● EXERCISE TASK: Gather up every line from the entries below that uses the word "component".
---------- DATASET
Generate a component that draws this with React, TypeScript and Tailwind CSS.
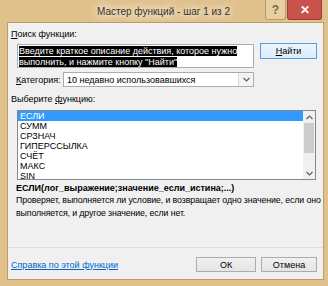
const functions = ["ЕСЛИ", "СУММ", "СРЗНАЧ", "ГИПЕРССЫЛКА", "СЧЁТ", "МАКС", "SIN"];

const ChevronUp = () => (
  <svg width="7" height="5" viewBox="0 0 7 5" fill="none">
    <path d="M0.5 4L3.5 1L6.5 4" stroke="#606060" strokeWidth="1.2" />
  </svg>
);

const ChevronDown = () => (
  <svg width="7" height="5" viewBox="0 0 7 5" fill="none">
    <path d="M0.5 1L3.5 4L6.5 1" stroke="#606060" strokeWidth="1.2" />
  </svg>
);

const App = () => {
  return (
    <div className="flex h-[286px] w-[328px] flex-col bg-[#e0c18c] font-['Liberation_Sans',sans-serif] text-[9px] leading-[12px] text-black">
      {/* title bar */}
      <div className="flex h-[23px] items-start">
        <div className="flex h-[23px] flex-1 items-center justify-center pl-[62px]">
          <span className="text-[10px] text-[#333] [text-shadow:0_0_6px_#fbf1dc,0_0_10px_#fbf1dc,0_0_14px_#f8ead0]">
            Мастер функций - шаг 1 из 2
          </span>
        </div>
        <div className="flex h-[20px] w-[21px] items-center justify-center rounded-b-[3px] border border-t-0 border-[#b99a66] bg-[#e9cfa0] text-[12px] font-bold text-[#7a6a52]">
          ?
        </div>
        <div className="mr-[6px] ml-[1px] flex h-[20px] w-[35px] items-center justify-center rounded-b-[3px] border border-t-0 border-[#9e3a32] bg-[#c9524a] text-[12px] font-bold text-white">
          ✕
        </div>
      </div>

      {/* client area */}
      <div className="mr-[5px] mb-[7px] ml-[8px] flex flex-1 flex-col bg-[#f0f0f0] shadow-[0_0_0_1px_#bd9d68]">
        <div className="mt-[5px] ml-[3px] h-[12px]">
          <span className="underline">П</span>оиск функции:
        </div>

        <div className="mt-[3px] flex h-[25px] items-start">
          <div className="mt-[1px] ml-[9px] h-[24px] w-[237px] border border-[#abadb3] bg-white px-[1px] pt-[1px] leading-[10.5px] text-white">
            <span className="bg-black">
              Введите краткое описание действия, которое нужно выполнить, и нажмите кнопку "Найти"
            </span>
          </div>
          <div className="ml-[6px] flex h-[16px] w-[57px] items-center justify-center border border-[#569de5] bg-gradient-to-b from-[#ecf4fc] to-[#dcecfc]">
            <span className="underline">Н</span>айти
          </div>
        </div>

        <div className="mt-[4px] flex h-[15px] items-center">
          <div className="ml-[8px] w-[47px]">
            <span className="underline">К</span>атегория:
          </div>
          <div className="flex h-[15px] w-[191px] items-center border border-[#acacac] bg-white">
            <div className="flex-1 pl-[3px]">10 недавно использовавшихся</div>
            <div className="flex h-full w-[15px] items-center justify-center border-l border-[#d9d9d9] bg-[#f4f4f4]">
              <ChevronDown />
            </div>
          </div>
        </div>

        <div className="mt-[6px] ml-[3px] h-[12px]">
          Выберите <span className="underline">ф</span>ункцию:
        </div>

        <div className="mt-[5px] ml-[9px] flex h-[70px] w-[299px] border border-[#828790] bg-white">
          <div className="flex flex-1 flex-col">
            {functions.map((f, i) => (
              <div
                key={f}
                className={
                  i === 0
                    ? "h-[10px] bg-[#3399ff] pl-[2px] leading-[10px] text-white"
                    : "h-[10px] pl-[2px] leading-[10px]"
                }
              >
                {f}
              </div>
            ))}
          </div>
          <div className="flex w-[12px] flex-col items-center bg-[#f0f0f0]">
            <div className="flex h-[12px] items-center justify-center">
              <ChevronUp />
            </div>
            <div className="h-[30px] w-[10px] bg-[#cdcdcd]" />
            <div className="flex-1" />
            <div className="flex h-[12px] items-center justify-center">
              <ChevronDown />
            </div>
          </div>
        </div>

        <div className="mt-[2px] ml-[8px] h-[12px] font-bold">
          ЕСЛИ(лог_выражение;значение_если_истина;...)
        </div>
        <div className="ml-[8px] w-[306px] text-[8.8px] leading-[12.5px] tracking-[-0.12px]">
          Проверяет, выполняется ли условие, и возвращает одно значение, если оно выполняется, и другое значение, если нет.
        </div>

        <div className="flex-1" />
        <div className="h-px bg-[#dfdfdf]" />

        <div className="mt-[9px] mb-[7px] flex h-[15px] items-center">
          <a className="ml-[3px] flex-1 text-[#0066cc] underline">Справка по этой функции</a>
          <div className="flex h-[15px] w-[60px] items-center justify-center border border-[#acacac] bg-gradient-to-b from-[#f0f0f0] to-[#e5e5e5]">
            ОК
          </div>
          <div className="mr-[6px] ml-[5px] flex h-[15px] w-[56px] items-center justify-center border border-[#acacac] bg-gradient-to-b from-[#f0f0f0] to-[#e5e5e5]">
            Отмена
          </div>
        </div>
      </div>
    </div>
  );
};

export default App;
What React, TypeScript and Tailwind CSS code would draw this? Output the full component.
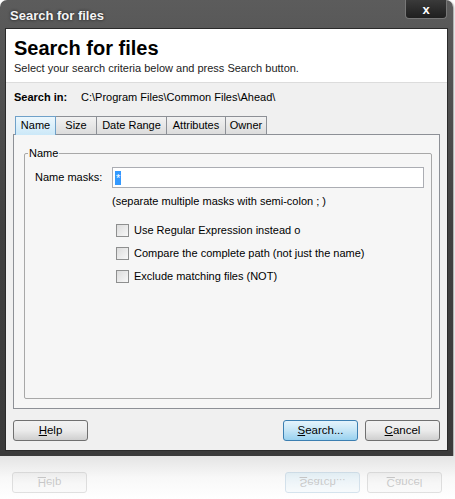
--------------------
● TASK OUTPUT:
Generate a component that draws this with React, TypeScript and Tailwind CSS.
What React, TypeScript and Tailwind CSS code would draw this? Output the full component.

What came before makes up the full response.